» **Requirements**: Nothing may be dropped or altered: reproduce all the data.

» **Recorded information**:
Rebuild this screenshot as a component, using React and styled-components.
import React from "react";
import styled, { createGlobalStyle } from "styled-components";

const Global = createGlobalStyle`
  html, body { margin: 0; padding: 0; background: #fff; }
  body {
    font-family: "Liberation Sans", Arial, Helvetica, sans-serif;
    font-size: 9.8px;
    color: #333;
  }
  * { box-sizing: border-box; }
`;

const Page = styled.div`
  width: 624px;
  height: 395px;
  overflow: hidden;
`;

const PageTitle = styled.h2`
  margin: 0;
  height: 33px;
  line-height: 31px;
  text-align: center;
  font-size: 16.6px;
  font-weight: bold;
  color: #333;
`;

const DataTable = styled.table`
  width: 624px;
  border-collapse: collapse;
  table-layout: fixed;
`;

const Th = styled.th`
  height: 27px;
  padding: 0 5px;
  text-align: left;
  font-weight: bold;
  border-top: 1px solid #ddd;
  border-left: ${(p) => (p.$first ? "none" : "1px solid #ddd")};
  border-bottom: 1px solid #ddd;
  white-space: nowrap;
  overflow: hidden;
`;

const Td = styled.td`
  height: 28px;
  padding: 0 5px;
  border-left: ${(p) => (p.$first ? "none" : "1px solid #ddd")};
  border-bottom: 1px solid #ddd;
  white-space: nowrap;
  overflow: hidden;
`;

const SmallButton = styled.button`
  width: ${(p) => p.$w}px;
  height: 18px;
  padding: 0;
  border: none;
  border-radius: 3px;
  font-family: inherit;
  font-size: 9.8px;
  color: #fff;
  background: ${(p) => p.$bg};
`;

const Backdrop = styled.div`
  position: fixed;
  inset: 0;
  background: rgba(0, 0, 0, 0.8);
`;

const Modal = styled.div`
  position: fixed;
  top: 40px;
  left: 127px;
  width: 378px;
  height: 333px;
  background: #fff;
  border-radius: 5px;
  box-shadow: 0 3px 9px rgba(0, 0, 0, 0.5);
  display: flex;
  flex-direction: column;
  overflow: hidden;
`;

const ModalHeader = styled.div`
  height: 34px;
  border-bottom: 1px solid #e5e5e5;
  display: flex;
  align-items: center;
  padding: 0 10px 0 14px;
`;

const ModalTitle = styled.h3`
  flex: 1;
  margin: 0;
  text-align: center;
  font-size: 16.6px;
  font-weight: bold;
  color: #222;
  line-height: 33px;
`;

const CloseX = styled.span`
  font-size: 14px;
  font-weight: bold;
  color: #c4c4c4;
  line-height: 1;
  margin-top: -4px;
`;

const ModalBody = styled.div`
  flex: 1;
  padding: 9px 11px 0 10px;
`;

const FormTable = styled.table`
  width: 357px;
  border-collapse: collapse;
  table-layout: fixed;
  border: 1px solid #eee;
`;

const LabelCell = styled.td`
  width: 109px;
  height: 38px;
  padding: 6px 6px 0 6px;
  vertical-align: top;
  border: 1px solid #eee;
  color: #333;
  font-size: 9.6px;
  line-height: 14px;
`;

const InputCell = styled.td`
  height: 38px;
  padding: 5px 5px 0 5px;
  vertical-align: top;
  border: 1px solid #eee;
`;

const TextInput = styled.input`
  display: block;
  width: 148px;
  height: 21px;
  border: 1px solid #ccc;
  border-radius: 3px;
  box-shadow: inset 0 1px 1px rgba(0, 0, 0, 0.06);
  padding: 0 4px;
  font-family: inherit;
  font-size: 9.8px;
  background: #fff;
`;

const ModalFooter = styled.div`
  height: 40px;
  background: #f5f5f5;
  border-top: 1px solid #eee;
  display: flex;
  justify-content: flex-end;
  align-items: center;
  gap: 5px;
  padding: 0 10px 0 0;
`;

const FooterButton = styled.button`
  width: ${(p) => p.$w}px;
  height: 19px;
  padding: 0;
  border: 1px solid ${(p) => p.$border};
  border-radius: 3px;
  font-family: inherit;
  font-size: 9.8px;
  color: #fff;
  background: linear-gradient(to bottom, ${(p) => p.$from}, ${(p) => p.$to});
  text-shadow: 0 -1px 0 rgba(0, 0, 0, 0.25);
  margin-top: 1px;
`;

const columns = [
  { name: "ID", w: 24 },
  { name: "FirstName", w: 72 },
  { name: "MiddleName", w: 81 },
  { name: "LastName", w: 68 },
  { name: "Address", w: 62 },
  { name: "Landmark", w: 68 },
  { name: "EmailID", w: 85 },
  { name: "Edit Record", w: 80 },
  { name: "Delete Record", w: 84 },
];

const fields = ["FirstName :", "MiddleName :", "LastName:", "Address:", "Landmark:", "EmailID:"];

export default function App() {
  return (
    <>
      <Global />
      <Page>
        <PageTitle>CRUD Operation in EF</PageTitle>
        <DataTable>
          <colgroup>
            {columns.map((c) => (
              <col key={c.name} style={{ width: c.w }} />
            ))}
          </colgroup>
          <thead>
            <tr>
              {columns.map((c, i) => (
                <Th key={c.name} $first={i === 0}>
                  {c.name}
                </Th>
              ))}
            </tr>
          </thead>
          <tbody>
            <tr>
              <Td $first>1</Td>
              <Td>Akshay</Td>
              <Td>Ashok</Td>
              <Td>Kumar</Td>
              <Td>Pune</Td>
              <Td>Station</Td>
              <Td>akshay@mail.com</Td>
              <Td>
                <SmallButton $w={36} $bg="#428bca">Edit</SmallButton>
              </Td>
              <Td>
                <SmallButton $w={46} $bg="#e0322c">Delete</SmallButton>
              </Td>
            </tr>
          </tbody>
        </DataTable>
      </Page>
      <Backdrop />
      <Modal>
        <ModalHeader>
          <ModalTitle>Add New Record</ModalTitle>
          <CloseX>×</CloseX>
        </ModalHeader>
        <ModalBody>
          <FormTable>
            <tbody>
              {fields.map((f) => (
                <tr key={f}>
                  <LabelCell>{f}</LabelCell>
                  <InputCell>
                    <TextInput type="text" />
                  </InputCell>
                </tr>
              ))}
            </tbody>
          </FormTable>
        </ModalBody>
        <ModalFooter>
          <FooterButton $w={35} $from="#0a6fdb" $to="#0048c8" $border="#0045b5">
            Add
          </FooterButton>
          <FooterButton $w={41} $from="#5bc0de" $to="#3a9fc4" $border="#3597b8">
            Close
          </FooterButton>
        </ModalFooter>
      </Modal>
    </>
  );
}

» **Exercise response**:
Rebuild this screenshot as a component, using React and styled-components.
import React from "react";
import styled, { createGlobalStyle } from "styled-components";

const Global = createGlobalStyle`
  html, body { margin: 0; padding: 0; background: #fff; }
  body {
    font-family: "Liberation Sans", Arial, Helvetica, sans-serif;
    font-size: 9.8px;
    color: #333;
  }
  * { box-sizing: border-box; }
`;

const Page = styled.div`
  width: 624px;
  height: 395px;
  overflow: hidden;
`;

const PageTitle = styled.h2`
  margin: 0;
  height: 33px;
  line-height: 31px;
  text-align: center;
  font-size: 16.6px;
  font-weight: bold;
  color: #333;
`;

const DataTable = styled.table`
  width: 624px;
  border-collapse: collapse;
  table-layout: fixed;
`;

const Th = styled.th`
  height: 27px;
  padding: 0 5px;
  text-align: left;
  font-weight: bold;
  border-top: 1px solid #ddd;
  border-left: ${(p) => (p.$first ? "none" : "1px solid #ddd")};
  border-bottom: 1px solid #ddd;
  white-space: nowrap;
  overflow: hidden;
`;

const Td = styled.td`
  height: 28px;
  padding: 0 5px;
  border-left: ${(p) => (p.$first ? "none" : "1px solid #ddd")};
  border-bottom: 1px solid #ddd;
  white-space: nowrap;
  overflow: hidden;
`;

const SmallButton = styled.button`
  width: ${(p) => p.$w}px;
  height: 18px;
  padding: 0;
  border: none;
  border-radius: 3px;
  font-family: inherit;
  font-size: 9.8px;
  color: #fff;
  background: ${(p) => p.$bg};
`;

const Backdrop = styled.div`
  position: fixed;
  inset: 0;
  background: rgba(0, 0, 0, 0.8);
`;

const Modal = styled.div`
  position: fixed;
  top: 40px;
  left: 127px;
  width: 378px;
  height: 333px;
  background: #fff;
  border-radius: 5px;
  box-shadow: 0 3px 9px rgba(0, 0, 0, 0.5);
  display: flex;
  flex-direction: column;
  overflow: hidden;
`;

const ModalHeader = styled.div`
  height: 34px;
  border-bottom: 1px solid #e5e5e5;
  display: flex;
  align-items: center;
  padding: 0 10px 0 14px;
`;

const ModalTitle = styled.h3`
  flex: 1;
  margin: 0;
  text-align: center;
  font-size: 16.6px;
  font-weight: bold;
  color: #222;
  line-height: 33px;
`;

const CloseX = styled.span`
  font-size: 14px;
  font-weight: bold;
  color: #c4c4c4;
  line-height: 1;
  margin-top: -4px;
`;

const ModalBody = styled.div`
  flex: 1;
  padding: 9px 11px 0 10px;
`;

const FormTable = styled.table`
  width: 357px;
  border-collapse: collapse;
  table-layout: fixed;
  border: 1px solid #eee;
`;

const LabelCell = styled.td`
  width: 109px;
  height: 38px;
  padding: 6px 6px 0 6px;
  vertical-align: top;
  border: 1px solid #eee;
  color: #333;
  font-size: 9.6px;
  line-height: 14px;
`;

const InputCell = styled.td`
  height: 38px;
  padding: 5px 5px 0 5px;
  vertical-align: top;
  border: 1px solid #eee;
`;

const TextInput = styled.input`
  display: block;
  width: 148px;
  height: 21px;
  border: 1px solid #ccc;
  border-radius: 3px;
  box-shadow: inset 0 1px 1px rgba(0, 0, 0, 0.06);
  padding: 0 4px;
  font-family: inherit;
  font-size: 9.8px;
  background: #fff;
`;

const ModalFooter = styled.div`
  height: 40px;
  background: #f5f5f5;
  border-top: 1px solid #eee;
  display: flex;
  justify-content: flex-end;
  align-items: center;
  gap: 5px;
  padding: 0 10px 0 0;
`;

const FooterButton = styled.button`
  width: ${(p) => p.$w}px;
  height: 19px;
  padding: 0;
  border: 1px solid ${(p) => p.$border};
  border-radius: 3px;
  font-family: inherit;
  font-size: 9.8px;
  color: #fff;
  background: linear-gradient(to bottom, ${(p) => p.$from}, ${(p) => p.$to});
  text-shadow: 0 -1px 0 rgba(0, 0, 0, 0.25);
  margin-top: 1px;
`;

const columns = [
  { name: "ID", w: 24 },
  { name: "FirstName", w: 72 },
  { name: "MiddleName", w: 81 },
  { name: "LastName", w: 68 },
  { name: "Address", w: 62 },
  { name: "Landmark", w: 68 },
  { name: "EmailID", w: 85 },
  { name: "Edit Record", w: 80 },
  { name: "Delete Record", w: 84 },
];

const fields = ["FirstName :", "MiddleName :", "LastName:", "Address:", "Landmark:", "EmailID:"];

export default function App() {
  return (
    <>
      <Global />
      <Page>
        <PageTitle>CRUD Operation in EF</PageTitle>
        <DataTable>
          <colgroup>
            {columns.map((c) => (
              <col key={c.name} style={{ width: c.w }} />
            ))}
          </colgroup>
          <thead>
            <tr>
              {columns.map((c, i) => (
                <Th key={c.name} $first={i === 0}>
                  {c.name}
                </Th>
              ))}
            </tr>
          </thead>
          <tbody>
            <tr>
              <Td $first>1</Td>
              <Td>Akshay</Td>
              <Td>Ashok</Td>
              <Td>Kumar</Td>
              <Td>Pune</Td>
              <Td>Station</Td>
              <Td>akshay@mail.com</Td>
              <Td>
                <SmallButton $w={36} $bg="#428bca">Edit</SmallButton>
              </Td>
              <Td>
                <SmallButton $w={46} $bg="#e0322c">Delete</SmallButton>
              </Td>
            </tr>
          </tbody>
        </DataTable>
      </Page>
      <Backdrop />
      <Modal>
        <ModalHeader>
          <ModalTitle>Add New Record</ModalTitle>
          <CloseX>×</CloseX>
        </ModalHeader>
        <ModalBody>
          <FormTable>
            <tbody>
              {fields.map((f) => (
                <tr key={f}>
                  <LabelCell>{f}</LabelCell>
                  <InputCell>
                    <TextInput type="text" />
                  </InputCell>
                </tr>
              ))}
            </tbody>
          </FormTable>
        </ModalBody>
        <ModalFooter>
          <FooterButton $w={35} $from="#0a6fdb" $to="#0048c8" $border="#0045b5">
            Add
          </FooterButton>
          <FooterButton $w={41} $from="#5bc0de" $to="#3a9fc4" $border="#3597b8">
            Close
          </FooterButton>
        </ModalFooter>
      </Modal>
    </>
  );
}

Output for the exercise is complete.